Pilot, the head of the Pilot family, was a black pacing horse, and of later years he has been generally designated as “Old Pacing Pilot.” He was foaled about 1826, and nothing is known of his origin or his blood. From his make-up and appearance he was generally considered a Canadian, as was the custom at that time, and I think I have used this term myself in referring to the horse, but there is really no foundation for crediting him to that source. The earliest information we have of him is from an unpublished source, to the effect that he was well known to certain sporting men about Covington, Kentucky. He next appears in New Orleans, hitched to a peddler’s cart, but really looking for a match as a green pacer. To promote this object, Major Dubois, a sporting man, was taken into the confidence of his owner, and it is said the horse showed him a mile in 2:26 with one hundred and sixty-five pounds on his back, and the major bought him for one thousand dollars. In 1832 Dubois sold him to Glasgow & Heinsohn, a livery stable firm of Louisville, Kentucky, and he remained the property of that firm till he died, about 1855. It has been asserted with some semblance of authority that he could trot as well as pace, but this seems to be wholly apocryphal, and on this point I am prepared to speak without hesitation or doubt. A large breeder in the vicinity of Louisville, whom I have learned to trust implicitly, through the intercourse of many years, has assured me repeatedly that he knew the horse and his master well, and that he had seen him very often, for years, that he would not trot, and that his master could not make him trot a step. On the occasion of a very deep fall of snow he was taken out to see whether that would not compel him to trot, and he went rolling and tumbling about with no more gait than a hobbled hog.

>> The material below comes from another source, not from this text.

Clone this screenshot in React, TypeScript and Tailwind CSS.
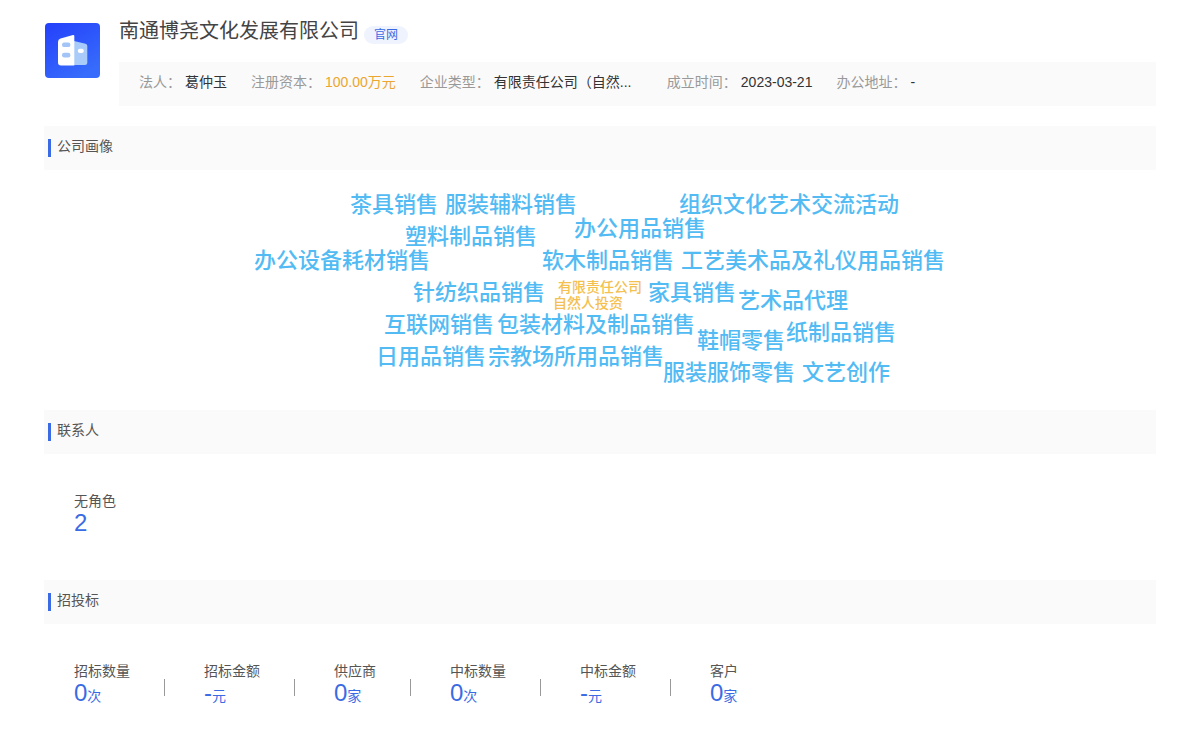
import React from "react";

const details = [
  { label: "法人：", value: "葛仲玉" },
  { label: "注册资本：", value: "100.00万元", className: "text-[#eba62f]" },
  { label: "企业类型：", value: "有限责任公司（自然...", className: "w-[149px] whitespace-nowrap text-[#333]" },
  { label: "成立时间：", value: "2023-03-21" },
  { label: "办公地址：", value: "-" },
];

const words = [
  { text: "茶具销售", className: "left-[100px] top-[19px]" },
  { text: "服装辅料销售", className: "left-[195px] top-[19px]" },
  { text: "组织文化艺术交流活动", className: "left-[429px] top-[19px]" },
  { text: "办公用品销售", className: "left-[324px] top-[43px]" },
  { text: "塑料制品销售", className: "left-[155px] top-[51px]" },
  { text: "办公设备耗材销售", className: "left-[4px] top-[75px]" },
  { text: "软木制品销售", className: "left-[292px] top-[75px]" },
  { text: "工艺美术品及礼仪用品销售", className: "left-[431px] top-[75px]" },
  { text: "针纺织品销售", className: "left-[163px] top-[107px]" },
  { text: "家具销售", className: "left-[398px] top-[107px]" },
  { text: "艺术品代理", className: "left-[488px] top-[115px]" },
  { text: "互联网销售", className: "left-[134px] top-[139px]" },
  { text: "包装材料及制品销售", className: "left-[247px] top-[139px]" },
  { text: "纸制品销售", className: "left-[536px] top-[147px]" },
  { text: "鞋帽零售", className: "left-[447px] top-[155px]" },
  { text: "日用品销售", className: "left-[126px] top-[171px]" },
  { text: "宗教场所用品销售", className: "left-[238px] top-[171px]" },
  { text: "服装服饰零售", className: "left-[413px] top-[187px]" },
  { text: "文艺创作", className: "left-[552px] top-[187px]" },
];

const tags = [
  { text: "有限责任公司", className: "left-[308px] top-[109px]" },
  { text: "自然人投资", className: "left-[303px] top-[125px]" },
];

const bids = [
  { label: "招标数量", value: "0", unit: "次" },
  { label: "招标金额", value: "-", unit: "元" },
  { label: "供应商", value: "0", unit: "家" },
  { label: "中标数量", value: "0", unit: "次" },
  { label: "中标金额", value: "-", unit: "元" },
  { label: "客户", value: "0", unit: "家" },
];

const CompanyLogo = () => (
  <svg viewBox="0 0 55 55" className="mt-[23px] ml-px size-[55px] shrink-0" aria-hidden="true">
    <defs>
      <linearGradient id="logo-bg" x1="0" y1="0" x2="0.6" y2="1">
        <stop offset="0" stopColor="#2440fb" />
        <stop offset="1" stopColor="#366bfb" />
      </linearGradient>
    </defs>
    <rect width="55" height="55" rx="4" fill="url(#logo-bg)" />
    <path d="M29 18 40.5 20.8Q42.3 21.4 42.3 23V39.5Q42.3 42 39.8 42H29Z" fill="#a9cbfa" />
    <path d="M13 19Q13 16.2 15.5 15.4L28 12Q29.3 11.8 29.3 13V42.5H16Q13 42.5 13 39.5Z" fill="#fff" />
    <rect x="17" y="19.5" width="8.4" height="4.6" rx="2.2" fill="#a3c4f7" />
    <rect x="17" y="29.8" width="8.4" height="4.6" rx="2.2" fill="#a3c4f7" />
    <rect x="32.8" y="25.8" width="6" height="4.2" rx="2" fill="#fff" />
  </svg>
);

const SectionTitle = ({ children }: { children: React.ReactNode }) => (
  <div className="flex h-11 items-center bg-[#fafafa] pl-1">
    <h2 className="flex items-center gap-1.5 text-sm">
      <span className="h-[18px] w-[3px] bg-[#3a6be4]" />
      <span className="-mt-1">{children}</span>
    </h2>
  </div>
);

const Stat = ({ label, value, unit }: { label: string; value: string; unit?: string }) => (
  <div>
    <p className="text-sm leading-5">{label}</p>
    <p className="text-sm leading-6 text-[#3a6be4]">
      <span className="text-2xl leading-6">{value}</span>
      {unit}
    </p>
  </div>
);

const App = () => {
  return (
    <main
      lang="zh-CN"
      className="min-h-screen bg-white px-11 pb-10 font-['Liberation_Sans','Noto_Sans_CJK_SC',sans-serif] text-[#555]"
    >
      <header className="flex gap-[19px]">
        <CompanyLogo />
        <div className="min-w-0 flex-1 pt-4">
          <div className="flex h-[46px] items-start gap-[5px]">
            <h1 className="text-xl leading-[30px] text-[#444]">南通博尧文化发展有限公司</h1>
            <a
              href="#"
              className="mt-2.5 rounded-full bg-[#eff3fe] px-2.5 text-xs leading-[18px] text-[#3a6be4]"
            >
              官网
            </a>
          </div>
          <dl className="flex min-h-11 flex-wrap items-center gap-x-6 bg-[#fafafa] px-5 pb-1 text-sm">
            {details.map(({ label, value, className }) => (
              <div key={label} className="flex gap-1">
                <dt className="text-[#999]">{label}</dt>
                <dd className={className ?? "text-[#333]"}>{value}</dd>
              </div>
            ))}
          </dl>
        </div>
      </header>

      <section className="mt-5">
        <SectionTitle>公司画像</SectionTitle>
        <div className="relative mx-auto h-60 w-[700px]">
          {words.map(({ text, className }) => (
            <span
              key={text}
              className={`absolute text-[22px] leading-8 font-medium whitespace-nowrap text-[#53bbf3] ${className}`}
            >
              {text}
            </span>
          ))}
          {tags.map(({ text, className }) => (
            <span
              key={text}
              className={`absolute text-sm leading-4 font-medium whitespace-nowrap text-[#f4c050] ${className}`}
            >
              {text}
            </span>
          ))}
        </div>
      </section>

      <section>
        <SectionTitle>联系人</SectionTitle>
        <div className="px-[30px] pt-[37px] pb-[42px]">
          <Stat label="无角色" value="2" />
        </div>
      </section>

      <section>
        <SectionTitle>招投标</SectionTitle>
        <div className="flex flex-wrap px-[30px] pt-[37px]">
          {bids.map((bid, i) => (
            <div key={bid.label} className="flex">
              {i > 0 && <span className="mt-[18px] mr-[39px] ml-[34px] h-[17px] w-px bg-[#999]" />}
              <Stat {...bid} />
            </div>
          ))}
        </div>
      </section>
    </main>
  );
};

export default App;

He left a numerous progeny, most of them pacers, with some trotters. We know but little of their merits, as at that period pacing and trotting races were carried on, generally, on guerrilla principles, and no records kept, except at a few of the more prominent occasions. His fastest pacer, probably, was Bear Grass, and there is a little history here that will be interesting further on. My late friend, Edmund Pearce, had always, from childhood, been a great admirer of the grand old saddle mare, Nancy Taylor. She had been bred to Old Pilot and produced a colt foal, which Mr. Pearce bought when young and named him Bear Grass. This was the first piece of horseflesh he ever owned, and he didn’t think he had ever owned a better one. He was amazingly fast, and could go away from all competitors, but unfortunately an accident befell him that ended his career before he reached maturity. Bear Grass had a half-sister called Nancy Pope, being the daughter of Nancy Taylor, that was afterward bred to Old Pilot, and she produced the famous Pilot Jr., that was the fastest trotter from the loins of the old pacer. Pilot Jr. took the diagonal form of the trot from his dam and never paced. It is worthy of noting that Nancy Taylor and Nancy Pope—mother and daughter—produced old Pilot’s fastest pacer and fastest trotter.